If someone from the other side of the world is reading about your opinions about life, or the way you see the world. Meeh, I don’t care! I will never ever meet that person in real life, that person can think what ever it wants to think. But how about people you actually know? Of course your family will support you somehow or another, trying to not tell you directly in your face, what a fool you really are. And your friends, they are on the same page, right? But what about the people outside that circle? You neighbors, your classmates, the other team members, the people you have grown up with? That is a completely different level. At the beginning, I wasn’t ready for that. So what did I do? I just started this project without telling anybody. Some times, someone was accidentally visiting my website, reading something or not, but they were just people I did not know.
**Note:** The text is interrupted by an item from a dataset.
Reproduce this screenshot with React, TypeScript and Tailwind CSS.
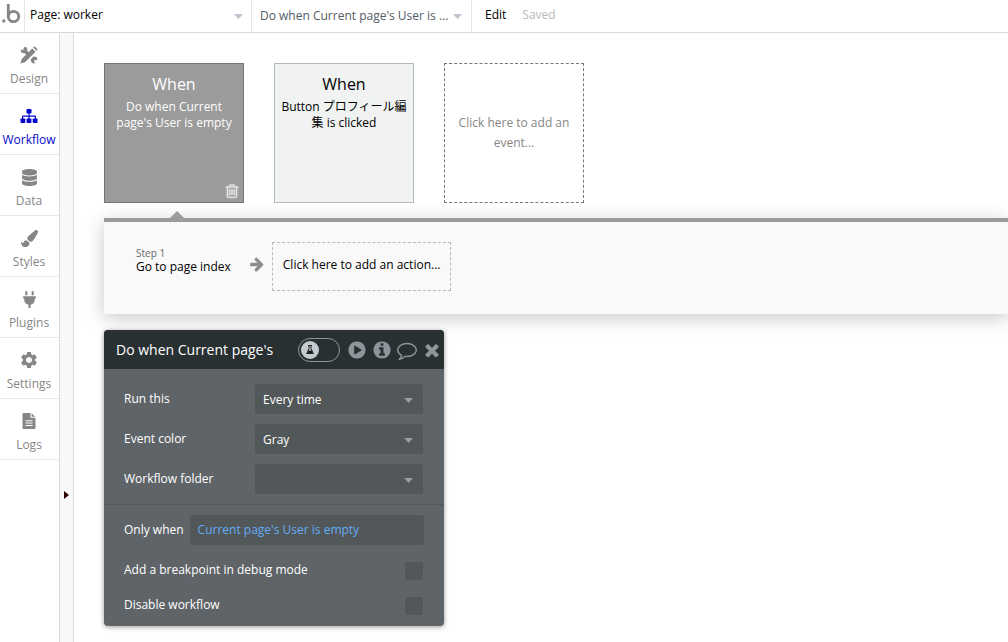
import type { ReactNode } from 'react'
import { FaDatabase, FaPaintBrush, FaPlug } from 'react-icons/fa'
import { MdSettings } from 'react-icons/md'

interface NavItem {
  label: string
  icon: ReactNode
  active?: boolean
}

function DesignIcon() {
  return (
    <svg width="18" height="18" viewBox="0 0 18 18" fill="currentColor">
      <path d="M5 .8L3.300 2.500 3.600 3.700 2.500 4 .9 3.500C.2 6 2 7.800 4.600 7.200L6.800 9.300 9.300 6.800 7.200 4.700C7.700 2.800 6.900 1.200 5 .8z" />
      <path d="M10.800 13.300L13.200 10.800C15.800 10 17.800 11.800 17.200 14.300L15.500 13.900 14.400 14.200 14.100 15.300 15 17.200C12.300 18 10.600 16 10.800 13.300z" />
      <path d="M12.200 2.400L15.600 5.800 5 16.300.5 17.500 1.700 13zM13.200 1.500L14 .7Q14.500.2 15.100.7L17.300 2.900Q17.800 3.500 17.300 4L16.500 4.800z" />
    </svg>
  )
}

function WorkflowIcon() {
  return (
    <svg width="18" height="18" viewBox="0 0 18 18" fill="currentColor">
      <rect x="6.500" y="2" width="5" height="4.500" rx="0.800" />
      <path d="M8.400 6h1.200v2.500h5.400q1 0 1 1V12h-1.200V9.700H9.600V12H8.400V9.700H3.200V12H2V9.500q0-1 1-1h5.400z" />
      <rect x="0.500" y="11.500" width="4.800" height="4.500" rx="0.800" />
      <rect x="6.600" y="11.500" width="4.800" height="4.500" rx="0.800" />
      <rect x="12.700" y="11.500" width="4.800" height="4.500" rx="0.800" />
    </svg>
  )
}

function LogsIcon() {
  return (
    <svg width="18" height="18" viewBox="0 0 18 18" fill="currentColor">
      <path
        fillRule="evenodd"
        d="M3.500 1H10.500V5.700H15.500V16Q15.500 17 14.500 17H3.500Q2.500 17 2.500 16V2Q2.500 1 3.500 1zM5.500 8.300V9.300H12.500V8.300zM5.500 10.600V11.600H12.500V10.600zM5.500 12.900V13.900H12.500V12.900z"
      />
      <path d="M11.600 1.200L15.200 4.700H11.600z" />
    </svg>
  )
}

function Glyph({ d, className }: { d: string; className: string }) {
  return (
    <svg viewBox="0 0 1792 1792" fill="currentColor" className={className}>
      <path d={d} />
    </svg>
  )
}

const glyphs = {
  trash: 'M704 736v576q0 14-9 23t-23 9h-64q-14 0-23-9t-9-23v-576q0-14 9-23t23-9h64q14 0 23 9t9 23zm256 0v576q0 14-9 23t-23 9h-64q-14 0-23-9t-9-23v-576q0-14 9-23t23-9h64q14 0 23 9t9 23zm256 0v576q0 14-9 23t-23 9h-64q-14 0-23-9t-9-23v-576q0-14 9-23t23-9h64q14 0 23 9t9 23zm128 724v-948h-896v948q0 22 7 40.500t14.500 27 10.500 8.500h832q3 0 10.500-8.500t14.500-27 7-40.500zm-672-1076h448l-48-117q-7-9-17-11h-317q-10 2-17 11zm928 32v64q0 14-9 23t-23 9h-96v948q0 83-47 143.500t-113 60.500h-832q-66 0-113-58.500t-47-141.500v-952h-96q-14 0-23-9t-9-23v-64q0-14 9-23t23-9h309l70-167q15-37 54-63t79-26h320q40 0 79 26t54 63l70 167h309q14 0 23 9t9 23z',
  arrow: 'M1600 960q0 54-37 91l-651 651q-39 37-91 37-51 0-90-37l-75-75q-38-38-38-91t38-91l293-293h-704q-52 0-84.500-37.500t-32.500-90.500v-128q0-53 32.500-90.500t84.500-37.500h704l-293-294q-38-36-38-90t38-90l75-75q38-38 90-38 53 0 91 38l651 651q37 35 37 90z',
  play: 'M896 128q209 0 385.500 103t279.500 279.500 103 385.500-103 385.500-279.500 279.500-385.500 103-385.500-103-279.500-279.500-103-385.500 103-385.500 279.500-279.500 385.500-103zm384 823q32-18 32-55t-32-55l-544-320q-31-19-64-1-32 19-32 55v640q0 36 32 55 16 8 32 8 17 0 32-9z',
  info: 'M1152 1376v-160q0-14-9-23t-23-9h-96v-512q0-14-9-23t-23-9h-320q-14 0-23 9t-9 23v160q0 14 9 23t23 9h96v320h-96q-14 0-23 9t-9 23v160q0 14 9 23t23 9h448q14 0 23-9t9-23zm-128-896v-160q0-14-9-23t-23-9h-192q-14 0-23 9t-9 23v160q0 14 9 23t23 9h192q14 0 23-9t9-23zm640 416q0 209-103 385.500t-279.500 279.500-385.500 103-385.500-103-279.500-279.500-103-385.500 103-385.500 279.500-279.500 385.500-103 385.500 103 279.500 279.500 103 385.500z',
  comment: 'M896 384q-204 0-381.500 69.500t-282 187.500-104.500 255q0 112 71.500 213.500t201.500 175.500l87 50-27 96q-24 91-70 172 152-63 275-171l43-38 57 6q69 8 130 8 204 0 381.500-69.500t282-187.500 104.500-255-104.500-255-282-187.500-381.500-69.500zm896 512q0 174-120 321.500t-326 233-450 85.500q-70 0-145-8-198 175-460 242-49 14-114 22h-5q-15 0-27-10.500t-16-27.500v-1q-3-4-.5-12t2-10 4.500-9.500l6-9 7-8.500 8-9q7-8 31-34.500t34.500-38 31-39.500 32.500-51 27-59 26-76q-157-89-247.500-220t-90.500-281q0-174 120-321.500t326-233 450-85.500 450 85.500 326 233 120 321.500z',
  close: 'M1490 1322q0 40-28 68l-136 136q-28 28-68 28t-68-28l-294-294-294 294q-28 28-68 28t-68-28l-136-136q-28-28-28-68t28-68l294-294-294-294q-28-28-28-68t28-68l136-136q28-28 68-28t68 28l294 294 294-294q28-28 68-28t68 28l136 136q28 28 28 68t-28 68l-294 294 294 294q28 28 28 68z',
}

function Caret({ className }: { className: string }) {
  return (
    <svg width="9" height="5" viewBox="0 0 9 5" fill="currentColor" className={className}>
      <path d="M0 0h9L4.500 5z" />
    </svg>
  )
}

const navItems: NavItem[] = [
  { label: 'Design', icon: <DesignIcon /> },
  { label: 'Workflow', icon: <WorkflowIcon />, active: true },
  { label: 'Data', icon: <FaDatabase size={17} /> },
  { label: 'Styles', icon: <FaPaintBrush size={17} /> },
  { label: 'Plugins', icon: <FaPlug size={17} /> },
  { label: 'Settings', icon: <MdSettings size={20} /> },
  { label: 'Logs', icon: <LogsIcon /> },
]

const fields = [
  { id: 'run-this', label: 'Run this', options: ['Every time', 'Just once'] },
  { id: 'event-color', label: 'Event color', options: ['Gray', 'Blue', 'Green'] },
  { id: 'workflow-folder', label: 'Workflow folder', options: [''] },
]

const toggles = [
  { id: 'breakpoint', label: 'Add a breakpoint in debug mode' },
  { id: 'disable', label: 'Disable workflow' },
]

function TopBar() {
  return (
    <header className="flex h-[33px] border-b border-[#d9d9d9] bg-white">
      <a href="#" aria-label="Home" className="flex w-[25px] items-center border-r border-[#e6e6e6] pb-1 pl-0.5 text-[#868686]">
        <svg width="19" height="22" viewBox="0 0 19 22" fill="none">
          <circle cx="1.800" cy="18" r="1.700" fill="currentColor" />
          <path d="M6.300 1v12.500" stroke="currentColor" strokeWidth="2.800" />
          <circle cx="11.500" cy="13.500" r="5.200" stroke="currentColor" strokeWidth="2.800" />
        </svg>
      </a>
      <div className="relative w-[227px] border-r border-[#e6e6e6]">
        <select aria-label="Page" className="h-[30px] w-full appearance-none bg-transparent pl-[5px] text-xs text-black">
          <option>Page: worker</option>
        </select>
        <Caret className="pointer-events-none absolute top-3.5 right-2 text-[#bcc4cf]" />
      </div>
      <div className="relative w-[220px] border-r border-[#e6e6e6]">
        <select aria-label="Workflow" className="h-8 w-full appearance-none bg-transparent pl-2 text-xs text-[#515c66]">
          <option>Do when Current page's User is ...</option>
        </select>
        <Caret className="pointer-events-none absolute top-3.5 right-[9px] text-[#bcc4cf]" />
      </div>
      <div className="flex h-[30px] items-center gap-4 pl-[13px] text-xs">
        <button className="text-black">Edit</button>
        <span className="text-[#b9b9b9]">Saved</span>
      </div>
    </header>
  )
}

function SideNav() {
  return (
    <nav className="w-[60px] shrink-0 border-r border-[#d9d9d9] bg-white">
      {navItems.map(item => (
        <a
          key={item.label}
          href="#"
          className={`flex h-[61px] flex-col items-center border-b border-[#dfebef] pt-[13px] pr-px text-xs ${item.active ? 'text-[#0808cc]' : 'text-[#868686]'}`}
        >
          <span className="flex h-[18px] items-center">{item.icon}</span>
          <span className="mt-1.5 leading-[18px]">{item.label}</span>
        </a>
      ))}
    </nav>
  )
}

function EventCards() {
  return (
    <div className="flex gap-[30px]">
      <div className="flex size-[140px] flex-col border border-[#777] bg-[#9b9b9b] pt-2.5 text-center text-white">
        <h2 className="text-base leading-5">When</h2>
        <p className="mt-[5px] px-1.5 text-xs leading-4">Do when Current page's User is empty</p>
        <button aria-label="Delete event" className="mt-auto mr-[3px] mb-[3px] self-end text-[#e4e4e4]">
          <Glyph d={glyphs.trash} className="size-4 stroke-current stroke-[60]" />
        </button>
      </div>
      <div className="size-[140px] border border-[#b0bcc0] bg-[#f0f3f2] px-1.5 pt-2.5 text-center text-black">
        <h2 className="text-base leading-5">When</h2>
        <p className="mt-[5px] text-xs leading-4">Button プロフィール編集 is clicked</p>
      </div>
      <button className="size-[140px] border border-dashed border-[#777] px-2.5 text-xs leading-5 text-[#868686]">
        Click here to add an event...
      </button>
    </div>
  )
}

function ActionsPanel() {
  return (
    <section className="mt-2">
      <svg width="14" height="7" viewBox="0 0 14 7" className="ml-[66px] block text-[#9b9b9b]">
        <path d="M0 7L7 0l7 7z" fill="currentColor" />
      </svg>
      <div className="flex h-24 items-start border-t-4 border-[#9b9b9b] bg-[#f9f9f9] pt-5 pl-8 shadow-[0_4px_18px_rgba(0,0,0,0.22)]">
        <div className="pt-[5px]">
          <p className="text-[10px] leading-3 text-[#666]">Step 1</p>
          <p className="text-xs leading-4 text-black">Go to page index</p>
        </div>
        <Glyph d={glyphs.arrow} className="mt-3.5 mr-[7px] ml-[18px] size-4 text-[#8c8c8c]" />
        <button className="h-[49px] border border-dashed border-[#b4bcbc] px-2.5 pb-[3px] text-xs text-black">
          Click here to add an action...
        </button>
      </div>
    </section>
  )
}

function PropertyEditor() {
  return (
    <section className="mt-4 w-[340px] overflow-hidden rounded bg-[#5f6468] text-xs text-white shadow-[0_1px_5px_rgba(0,0,0,0.4)]">
      <header className="flex h-[39px] items-center bg-[#283032] pr-0.5 pl-3 text-[#8d979b]">
        <h2 className="flex-1 text-sm text-white">Do when Current page's</h2>
        <label className="flex h-6 w-[42px] items-center rounded-full border border-[#8d979b] pl-0.5">
          <input type="checkbox" aria-label="Show experiments" className="sr-only" />
          <span className="flex size-[18px] items-center justify-center rounded-full bg-[#c3cad0] text-[#222]">
            <svg width="8" height="9" viewBox="0 0 8 9" fill="none" stroke="currentColor">
              <path d="M2 .5h4M3 .5v3.200L.7 8.500h6.600L5 3.700V.5" />
              <path d="M2.300 5.500h3.400L7 8.500H1z" fill="currentColor" stroke="none" />
            </svg>
          </span>
        </label>
        <div className="ml-[7px] flex items-center gap-[5px]">
          <button aria-label="Play">
            <Glyph d={glyphs.play} className="size-5" />
          </button>
          <button aria-label="Info">
            <Glyph d={glyphs.info} className="size-5" />
          </button>
          <button aria-label="Comment">
            <Glyph d={glyphs.comment} className="size-5" />
          </button>
          <button aria-label="Close">
            <Glyph d={glyphs.close} className="size-5" />
          </button>
        </div>
      </header>

      <div className="flex flex-col gap-2.5 border-b border-[#54595c] pt-[15px] pr-[21px] pb-2.5 pl-5">
        {fields.map(field => (
          <div key={field.id} className="flex items-center justify-between">
            <label htmlFor={field.id}>{field.label}</label>
            <div className="relative w-[168px]">
              <select id={field.id} className="h-[30px] w-full appearance-none rounded-xs bg-[#525759] px-2 pt-px text-xs text-white">
                {field.options.map(option => (
                  <option key={option}>{option}</option>
                ))}
              </select>
              <Caret className="pointer-events-none absolute top-3.5 right-2.5 text-[#989da0]" />
            </div>
          </div>
        ))}
      </div>

      <div className="px-5 pt-2.5 pb-[3px]">
        <div className="flex items-center gap-1.5">
          <label htmlFor="only-when" className="shrink-0">Only when</label>
          <input
            id="only-when"
            type="text"
            defaultValue="Current page's User is empty"
            className="h-[30px] min-w-0 flex-1 rounded-xs bg-[#525759] px-2 pb-0.5 text-xs text-[#62acf5]"
          />
        </div>
        <div className="mt-2">
          {toggles.map(toggle => (
            <div key={toggle.id} className="flex h-[35px] items-center justify-between pr-px">
              <label htmlFor={toggle.id} className="pb-0.5">{toggle.label}</label>
              <input id={toggle.id} type="checkbox" className="size-[18px] appearance-none rounded-xs bg-[#525759]" />
            </div>
          ))}
        </div>
      </div>
    </section>
  )
}

export default function App() {
  return (
    <div className="flex min-h-screen flex-col bg-white font-['Open_Sans','Noto_Sans_CJK_JP',sans-serif]">
      <TopBar />
      <div className="flex flex-1">
        <SideNav />
        <button aria-label="Expand panel" className="flex w-3.5 shrink-0 items-end border-r border-[#d9d9d9] bg-[#f8f8f8] pb-[143px] pl-1">
          <svg width="5" height="8" viewBox="0 0 5 8">
            <path d="M0 0l5 4-5 4z" fill="#2a0000" />
          </svg>
        </button>
        <main className="min-w-0 flex-1 overflow-hidden pt-[30px] pb-4 pl-[30px]">
          <EventCards />
          <ActionsPanel />
          <PropertyEditor />
        </main>
      </div>
    </div>
  )
}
Was I ready for really telling this to people? No, not really. Over time, I made quite some improvements, I mean, that is the only reason why you are currently reading this. You wouldn’t have found it otherwise. I decided to go all in, mentioning this thing on Facebook and created an Instagram account.
How will this go on?
I have absolutely no clue, but I guess, over time it will get better and better. And hey! Nobody is reading these days anyways. It seems like books are not interesting anymore. People think they don’t have the time for such old school things. But hey! Why do I even worry, then? If I am lucky, this post will be read by more the five people.
I need to go now, there is workout session waiting for me.
Day by day, step by step, I get more confidence with what I am doing here. I even figured out some ways, how to detect my “negative mindset” and actively work against these thoughts when ever they come up, but still, this is the hardest thing. Let’s call it work in progress…
For you, my situation must be quite easy to solve, because it is always easier to help others if you are not affected by it directly. That is the reason why I am asking you. What do I don’t see? What am I missing? How can I change that problem? Do you have any experience with that? Feel free to give me advice. Your help and support is more then welcome!